Their family grew quickly with the arrival of their second son, Harry (1917-2001) who was followed by their third son, William (1922-2000). The Zagrays were a largely self-sufficient and independent family who worked on the farm their entire lives. The property had several buildings, including their modest home, a dairy barn for their cattle, a machine shop, a foundry, an antique sawmill, and various sheds. When their first barn was destroyed in the 1938 hurricane, the family rebuilt it only to have the second barn destroyed by a fire two years later. Again, they rebuilt the barn, and the third large gambrel-roofed barn still stands.
Never marrying, the brothers chose a life that shunned everything modern, preferring their three-seater outhouse to indoor plumbing and heating their home with wood.

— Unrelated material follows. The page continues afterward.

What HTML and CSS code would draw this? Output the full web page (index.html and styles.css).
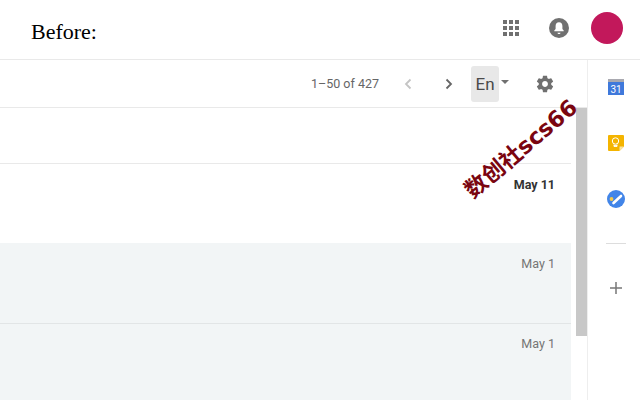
FILE: index.html
```html
<!DOCTYPE html>
<html lang="en">
<head>
    <meta charset="UTF-8">
    <meta name="viewport" content="width=device-width, initial-scale=1.0">
    <title>Before</title>
    <link rel="stylesheet" href="styles.css">
</head>
<body>
    <header class="topbar">
        <div class="caption">Before:</div>
        <svg class="apps" width="16" height="16" viewBox="0 0 16 16">
            <g fill="#707070">
                <rect x="0" y="0" width="4" height="4"/><rect x="6" y="0" width="4" height="4"/><rect x="12" y="0" width="4" height="4"/>
                <rect x="0" y="6" width="4" height="4"/><rect x="6" y="6" width="4" height="4"/><rect x="12" y="6" width="4" height="4"/>
                <rect x="0" y="12" width="4" height="4"/><rect x="6" y="12" width="4" height="4"/><rect x="12" y="12" width="4" height="4"/>
            </g>
        </svg>
        <svg class="bell" width="20" height="20" viewBox="0 0 20 20">
            <circle cx="10" cy="10" r="10" fill="#707070"/>
            <path d="M10 4.200c-2.200 0-3.400 1.700-3.400 3.800v3l-1.300 1.600v.7h9.400v-.7L13.400 11V8c0-2.100-1.200-3.800-3.400-3.800z" fill="#fff"/>
            <path d="M8.500 14.800h3c0 .8-.7 1.300-1.500 1.300s-1.500-.5-1.500-1.300z" fill="#fff"/>
        </svg>
        <div class="avatar"></div>
    </header>

    <div class="content">
        <main class="mail">
            <div class="toolbar">
                <span class="count">1–50 of 427</span>
                <svg class="chev" width="10" height="12" viewBox="0 0 10 12"><path d="M7.500 1.500 3 6l4.500 4.500" fill="none" stroke="#c4c4c4" stroke-width="1.800"/></svg>
                <svg class="chev next" width="10" height="12" viewBox="0 0 10 12"><path d="M2.500 1.500 7 6l-4.500 4.500" fill="none" stroke="#666" stroke-width="1.800"/></svg>
                <div class="lang">En</div>
                <div class="caret"></div>
                <svg class="gear" width="20" height="20" viewBox="0 0 24 24"><path fill="#707070" d="M19.430 12.980c.04-.32.07-.64.07-.98s-.03-.66-.07-.98l2.110-1.650c.19-.15.24-.42.12-.64l-2-3.460c-.12-.22-.39-.3-.61-.22l-2.490 1c-.52-.4-1.080-.73-1.690-.98l-.38-2.650C14.460 2.180 14.250 2 14 2h-4c-.25 0-.46.18-.49.42l-.38 2.650c-.61.25-1.170.59-1.690.98l-2.490-1c-.23-.09-.49 0-.61.22l-2 3.460c-.13.22-.07.49.12.64l2.110 1.650c-.04.32-.07.65-.07.98s.03.66.07.98l-2.110 1.650c-.19.15-.24.42-.12.64l2 3.460c.12.22.39.3.61.22l2.490-1c.52.4 1.080.73 1.690.98l.38 2.650c.03.24.24.42.49.42h4c.25 0 .46-.18.49-.42l.38-2.650c.61-.25 1.170-.59 1.690-.98l2.490 1c.23.09.49 0 .61-.22l2-3.460c.12-.22.07-.49-.12-.64l-2.110-1.650zM12 15.500c-1.930 0-3.500-1.570-3.500-3.500s1.570-3.500 3.500-3.500 3.500 1.570 3.500 3.500-1.570 3.500-3.500 3.500z"/></svg>
            </div>
            <div class="list-wrap">
                <div class="list">
                    <div class="row row-empty"></div>
                    <div class="row row-unread"><span class="date">May 11</span></div>
                    <div class="row row-read"><span class="date">May 1</span></div>
                    <div class="row row-read row-last"><span class="date">May 1</span></div>
                </div>
                <div class="scroll-track"><div class="scroll-thumb"></div></div>
            </div>
        </main>

        <aside class="side">
            <svg class="side-icon" width="16" height="16" viewBox="0 0 16 16">
                <rect x="0" y="0" width="16" height="4" fill="#a9a9b0"/>
                <rect x="0" y="3" width="16" height="13" fill="#3f79db"/>
                <text x="8" y="13.500" text-anchor="middle" class="cal-num">31</text>
            </svg>
            <svg class="side-icon" width="16" height="16" viewBox="0 0 16 16">
                <path d="M1 0h14a1 1 0 0 1 1 1v10.500L11.500 16H1a1 1 0 0 1-1-1V1a1 1 0 0 1 1-1z" fill="#f4b400"/>
                <path d="M16 11.500h-4.500V16z" fill="#fbe3a0"/>
                <circle cx="7.500" cy="6" r="3.200" fill="none" stroke="#fff" stroke-width="1"/>
                <path d="M6 9.500v2h3v-2M6 10.500h3" fill="none" stroke="#fff" stroke-width=".9"/>
            </svg>
            <svg class="side-icon" width="18" height="18" viewBox="0 0 18 18">
                <circle cx="9" cy="9" r="9" fill="#4285e8"/>
                <path d="M6.500 13 14 6" stroke="#fff" stroke-width="2.600" stroke-linecap="round"/>
                <circle cx="4.500" cy="9" r="1.900" fill="#f4c84a"/>
            </svg>
            <div class="side-divider"></div>
            <svg class="plus" width="12" height="12" viewBox="0 0 12 12"><path d="M6 0v12M0 6h12" stroke="#777" stroke-width="1.500"/></svg>
        </aside>
    </div>

    <div class="watermark">数创社scs66</div>
</body>
</html>
```

FILE: styles.css
```css
html, body {
    margin: 0;
    padding: 0;
}
body {
    width: 640px;
    height: 400px;
    overflow: hidden;
    background-color: #fff;
    font-family: 'Roboto', sans-serif;
    position: relative;
}
.topbar {
    height: 56px;
    border-bottom: 1px solid #e9e9e9;
    display: flex;
    align-items: center;
    padding: 0 17px 3px 31px;
}
.caption {
    font-family: 'Liberation Serif', serif;
    font-size: 22px;
    color: #000;
    margin-right: auto;
    position: relative;
    top: 4px;
}
.apps {
    margin-right: 30px;
}
.bell {
    margin-right: 22px;
}
.avatar {
    width: 32px;
    height: 32px;
    border-radius: 50%;
    background-color: #c2185b;
}
.content {
    display: flex;
    height: 340px;
}
.mail {
    width: 587px;
    display: flex;
    flex-direction: column;
}
.toolbar {
    height: 47px;
    border-bottom: 1px solid #e9e9e9;
    display: flex;
    align-items: center;
    padding-right: 32px;
    justify-content: flex-end;
}
.count {
    font-size: 12.500px;
    color: #666;
    margin-right: 24px;
}
.chev {
    margin-right: 31px;
}
.chev.next {
    margin-right: 17px;
}
.lang {
    width: 28px;
    height: 36px;
    line-height: 36px;
    background-color: #e8e8e8;
    border-radius: 3px;
    text-align: center;
    font-size: 17px;
    color: #4a4a4a;
}
.caret {
    width: 0;
    height: 0;
    border-left: 4px solid transparent;
    border-right: 4px solid transparent;
    border-top: 4px solid #707070;
    margin: 0 26px 4px 2px;
}
.list-wrap {
    flex: 1;
    display: flex;
}
.list {
    width: 571px;
}
.row {
    box-sizing: border-box;
    display: flex;
    justify-content: flex-end;
    padding: 13px 16px 0 0;
    font-size: 12.500px;
    color: #757575;
}
.row-empty {
    height: 56px;
    border-bottom: 1px solid #e9e9e9;
}
.row-unread {
    height: 79px;
    color: #333;
    font-weight: 700;
}
.row-read {
    height: 81px;
    background-color: #f2f5f6;
    border-bottom: 1px solid #e2e5e6;
}
.row-last {
    height: 76px;
    padding-top: 12px;
    border-bottom: none;
}
.scroll-track {
    width: 11px;
    margin-left: 5px;
}
.scroll-thumb {
    height: 228px;
    background-color: #c8c8c8;
}
.side {
    width: 48px;
    padding-left: 4px;
    border-left: 1px solid #eee;
    display: flex;
    flex-direction: column;
    align-items: center;
}
.side-icon {
    flex: none;
    margin-top: 19px;
}
.side-icon:nth-child(2) {
    margin-top: 40px;
}
.side-icon:nth-child(3) {
    margin-top: 39px;
}
.cal-num {
    font-size: 10px;
    fill: #fff;
    font-family: 'Roboto', sans-serif;
}
.side-divider {
    width: 20px;
    height: 1px;
    background-color: #ddd;
    margin-top: 35px;
}
.plus {
    margin-top: 38px;
}
.watermark {
    position: absolute;
    left: 450px;
    top: 131px;
    font-family: 'DejaVu Sans', 'Noto Sans CJK SC', sans-serif;
    font-size: 22.500px;
    font-weight: 700;
    color: #7a0510;
    white-space: nowrap;
    transform: rotate(-40deg);
}
```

After the death of their parents, Willy became the family caretaker, maintaining the family dairy farm, bee keeping, growing and canning vegetables. Always striving to “live off the grid”, Stanley, Harry and Willie fashioned a turbine powered by a nearby brook and successfully generated enough electricity to augment the needs of their farm.
During their lives, the Zagray brothers considered their farm to be a “gathering place” where neighbors and friends, mostly farmers, would get together to chat, barter or exchange farming techniques. In 2001, with no heirs, the farm was bequeathed to the Colchester Historical Society to be preserved as a “Snapshot in Time”.